● **WHAT YOU ARE ASKED TO DO**:
Gather, from the listing beneath this task, every line holding the string "full".

-*-

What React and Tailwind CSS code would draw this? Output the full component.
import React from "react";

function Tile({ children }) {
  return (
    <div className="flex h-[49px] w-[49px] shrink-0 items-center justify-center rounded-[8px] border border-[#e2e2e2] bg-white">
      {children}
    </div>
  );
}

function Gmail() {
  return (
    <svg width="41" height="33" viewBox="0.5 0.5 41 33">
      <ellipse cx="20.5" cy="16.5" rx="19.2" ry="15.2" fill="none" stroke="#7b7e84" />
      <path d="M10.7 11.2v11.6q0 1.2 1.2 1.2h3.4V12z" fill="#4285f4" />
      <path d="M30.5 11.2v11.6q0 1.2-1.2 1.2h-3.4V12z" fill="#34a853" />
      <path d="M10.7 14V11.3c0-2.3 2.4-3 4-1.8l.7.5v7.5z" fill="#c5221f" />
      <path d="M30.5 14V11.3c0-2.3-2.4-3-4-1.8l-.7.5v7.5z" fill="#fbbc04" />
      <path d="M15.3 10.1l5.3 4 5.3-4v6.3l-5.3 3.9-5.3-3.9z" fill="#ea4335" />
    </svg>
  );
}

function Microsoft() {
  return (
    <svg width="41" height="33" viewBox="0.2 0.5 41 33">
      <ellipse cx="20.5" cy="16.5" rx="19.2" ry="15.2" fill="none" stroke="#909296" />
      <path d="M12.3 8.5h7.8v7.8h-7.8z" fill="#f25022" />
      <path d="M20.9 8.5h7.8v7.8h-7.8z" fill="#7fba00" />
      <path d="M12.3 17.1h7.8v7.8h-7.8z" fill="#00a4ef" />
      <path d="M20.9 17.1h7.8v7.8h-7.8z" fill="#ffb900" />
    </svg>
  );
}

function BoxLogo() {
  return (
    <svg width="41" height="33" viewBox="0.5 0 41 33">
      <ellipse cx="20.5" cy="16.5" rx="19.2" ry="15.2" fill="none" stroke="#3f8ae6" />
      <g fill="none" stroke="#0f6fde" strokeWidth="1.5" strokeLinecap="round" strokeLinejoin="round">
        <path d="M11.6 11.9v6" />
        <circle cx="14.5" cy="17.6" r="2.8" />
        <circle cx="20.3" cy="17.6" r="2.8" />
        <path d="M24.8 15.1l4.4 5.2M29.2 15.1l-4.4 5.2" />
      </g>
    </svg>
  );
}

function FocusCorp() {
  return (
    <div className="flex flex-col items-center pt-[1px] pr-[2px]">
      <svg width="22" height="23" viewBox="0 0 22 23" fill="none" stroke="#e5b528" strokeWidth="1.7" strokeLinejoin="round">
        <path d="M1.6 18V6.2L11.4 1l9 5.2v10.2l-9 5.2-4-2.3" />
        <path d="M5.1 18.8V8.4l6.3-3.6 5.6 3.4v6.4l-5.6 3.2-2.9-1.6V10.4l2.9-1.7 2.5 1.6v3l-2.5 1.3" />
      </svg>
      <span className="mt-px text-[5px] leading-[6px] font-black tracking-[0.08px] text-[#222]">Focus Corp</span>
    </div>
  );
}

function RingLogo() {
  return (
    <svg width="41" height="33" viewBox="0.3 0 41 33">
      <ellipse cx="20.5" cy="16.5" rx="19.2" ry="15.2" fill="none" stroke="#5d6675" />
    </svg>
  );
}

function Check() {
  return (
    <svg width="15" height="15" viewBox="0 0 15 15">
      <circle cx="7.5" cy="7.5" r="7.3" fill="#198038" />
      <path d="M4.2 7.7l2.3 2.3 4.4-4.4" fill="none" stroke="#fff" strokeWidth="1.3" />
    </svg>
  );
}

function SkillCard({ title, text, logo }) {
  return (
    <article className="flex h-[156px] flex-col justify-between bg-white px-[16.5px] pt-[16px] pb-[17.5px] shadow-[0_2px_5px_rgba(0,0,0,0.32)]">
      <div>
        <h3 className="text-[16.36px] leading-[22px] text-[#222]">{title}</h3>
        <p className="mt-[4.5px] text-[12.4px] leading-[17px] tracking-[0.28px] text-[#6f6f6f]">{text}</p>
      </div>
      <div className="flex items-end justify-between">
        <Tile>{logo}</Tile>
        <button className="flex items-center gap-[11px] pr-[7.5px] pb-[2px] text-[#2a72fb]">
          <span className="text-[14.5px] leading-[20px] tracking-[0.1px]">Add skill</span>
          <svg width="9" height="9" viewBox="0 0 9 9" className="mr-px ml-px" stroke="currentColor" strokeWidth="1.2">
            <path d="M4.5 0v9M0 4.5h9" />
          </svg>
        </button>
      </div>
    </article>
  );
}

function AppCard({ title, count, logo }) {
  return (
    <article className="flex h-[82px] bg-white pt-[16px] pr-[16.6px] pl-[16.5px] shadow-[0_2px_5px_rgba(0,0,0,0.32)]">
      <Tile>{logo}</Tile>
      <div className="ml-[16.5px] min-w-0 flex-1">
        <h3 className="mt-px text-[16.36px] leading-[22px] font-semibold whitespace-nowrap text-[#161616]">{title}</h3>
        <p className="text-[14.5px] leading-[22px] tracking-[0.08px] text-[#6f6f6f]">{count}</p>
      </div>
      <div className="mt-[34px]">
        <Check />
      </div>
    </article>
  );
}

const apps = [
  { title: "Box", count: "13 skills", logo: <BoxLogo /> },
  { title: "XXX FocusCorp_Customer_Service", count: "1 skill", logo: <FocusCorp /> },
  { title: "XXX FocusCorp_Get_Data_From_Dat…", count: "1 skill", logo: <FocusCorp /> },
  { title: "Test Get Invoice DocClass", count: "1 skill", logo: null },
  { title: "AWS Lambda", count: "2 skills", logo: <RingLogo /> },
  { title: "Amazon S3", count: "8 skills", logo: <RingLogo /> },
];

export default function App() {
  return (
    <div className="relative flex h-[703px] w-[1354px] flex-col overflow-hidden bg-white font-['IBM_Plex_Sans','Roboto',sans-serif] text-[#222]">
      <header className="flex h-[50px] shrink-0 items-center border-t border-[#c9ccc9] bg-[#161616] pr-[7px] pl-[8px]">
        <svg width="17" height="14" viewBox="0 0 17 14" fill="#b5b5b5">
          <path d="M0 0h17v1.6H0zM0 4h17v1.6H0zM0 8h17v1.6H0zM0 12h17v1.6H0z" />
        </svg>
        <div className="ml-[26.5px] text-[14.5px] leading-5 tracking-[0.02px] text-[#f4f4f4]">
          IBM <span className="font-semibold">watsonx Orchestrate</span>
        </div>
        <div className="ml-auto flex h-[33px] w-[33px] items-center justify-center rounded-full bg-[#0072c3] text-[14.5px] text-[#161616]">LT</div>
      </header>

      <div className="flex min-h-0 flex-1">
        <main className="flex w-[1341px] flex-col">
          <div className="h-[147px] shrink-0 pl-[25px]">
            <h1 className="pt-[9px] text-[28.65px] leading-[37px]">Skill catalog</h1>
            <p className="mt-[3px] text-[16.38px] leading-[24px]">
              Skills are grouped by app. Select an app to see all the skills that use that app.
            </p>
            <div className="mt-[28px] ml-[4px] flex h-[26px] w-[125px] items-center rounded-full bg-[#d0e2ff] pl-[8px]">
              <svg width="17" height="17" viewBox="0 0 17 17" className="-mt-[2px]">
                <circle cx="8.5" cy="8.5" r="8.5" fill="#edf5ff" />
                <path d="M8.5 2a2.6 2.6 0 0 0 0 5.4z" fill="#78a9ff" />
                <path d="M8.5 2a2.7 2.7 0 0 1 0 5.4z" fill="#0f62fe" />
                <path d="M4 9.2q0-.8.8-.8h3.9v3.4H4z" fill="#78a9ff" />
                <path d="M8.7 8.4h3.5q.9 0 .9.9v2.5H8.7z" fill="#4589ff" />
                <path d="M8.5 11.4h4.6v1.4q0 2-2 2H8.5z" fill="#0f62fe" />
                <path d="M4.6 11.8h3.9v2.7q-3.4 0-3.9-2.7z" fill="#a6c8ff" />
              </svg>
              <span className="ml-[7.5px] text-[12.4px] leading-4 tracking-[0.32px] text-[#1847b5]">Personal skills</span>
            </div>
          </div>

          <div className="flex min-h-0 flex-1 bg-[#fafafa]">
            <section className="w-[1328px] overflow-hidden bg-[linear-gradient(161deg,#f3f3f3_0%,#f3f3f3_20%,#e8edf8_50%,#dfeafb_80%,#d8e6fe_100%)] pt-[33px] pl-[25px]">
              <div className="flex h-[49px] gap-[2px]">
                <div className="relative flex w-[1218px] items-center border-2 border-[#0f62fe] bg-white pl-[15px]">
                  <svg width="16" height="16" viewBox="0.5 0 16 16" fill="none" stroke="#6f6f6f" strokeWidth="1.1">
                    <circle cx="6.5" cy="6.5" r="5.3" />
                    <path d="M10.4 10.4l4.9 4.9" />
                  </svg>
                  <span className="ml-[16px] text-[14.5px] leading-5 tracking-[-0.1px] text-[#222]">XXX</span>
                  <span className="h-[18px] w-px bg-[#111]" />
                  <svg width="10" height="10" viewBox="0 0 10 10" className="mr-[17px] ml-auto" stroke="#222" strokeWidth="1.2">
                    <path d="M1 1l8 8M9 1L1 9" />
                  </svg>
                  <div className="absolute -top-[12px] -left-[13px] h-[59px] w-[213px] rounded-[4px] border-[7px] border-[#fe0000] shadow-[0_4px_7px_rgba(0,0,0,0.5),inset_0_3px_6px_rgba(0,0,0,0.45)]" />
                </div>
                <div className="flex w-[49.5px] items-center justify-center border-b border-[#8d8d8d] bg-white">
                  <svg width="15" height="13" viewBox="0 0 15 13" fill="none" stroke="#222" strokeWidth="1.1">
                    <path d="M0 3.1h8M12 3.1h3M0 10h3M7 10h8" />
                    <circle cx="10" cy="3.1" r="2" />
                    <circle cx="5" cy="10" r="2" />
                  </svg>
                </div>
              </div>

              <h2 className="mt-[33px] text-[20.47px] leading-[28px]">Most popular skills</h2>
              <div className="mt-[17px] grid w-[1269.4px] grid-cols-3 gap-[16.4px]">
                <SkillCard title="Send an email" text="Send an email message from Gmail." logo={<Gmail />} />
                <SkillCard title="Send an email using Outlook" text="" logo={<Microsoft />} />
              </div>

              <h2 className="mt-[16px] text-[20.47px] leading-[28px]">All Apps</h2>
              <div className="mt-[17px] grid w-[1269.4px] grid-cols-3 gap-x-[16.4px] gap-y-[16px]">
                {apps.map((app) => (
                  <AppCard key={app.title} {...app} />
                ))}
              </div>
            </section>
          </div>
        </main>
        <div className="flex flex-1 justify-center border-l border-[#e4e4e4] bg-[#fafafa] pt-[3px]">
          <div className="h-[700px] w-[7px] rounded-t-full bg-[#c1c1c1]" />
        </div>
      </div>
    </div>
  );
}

-*-

● **THE SOLUTION**:
What React and Tailwind CSS code would draw this? Output the full component.
        <div className="ml-auto flex h-[33px] w-[33px] items-center justify-center rounded-full bg-[#0072c3] text-[14.5px] text-[#161616]">LT</div>
            <div className="mt-[28px] ml-[4px] flex h-[26px] w-[125px] items-center rounded-full bg-[#d0e2ff] pl-[8px]">
          <div className="h-[700px] w-[7px] rounded-t-full bg-[#c1c1c1]" />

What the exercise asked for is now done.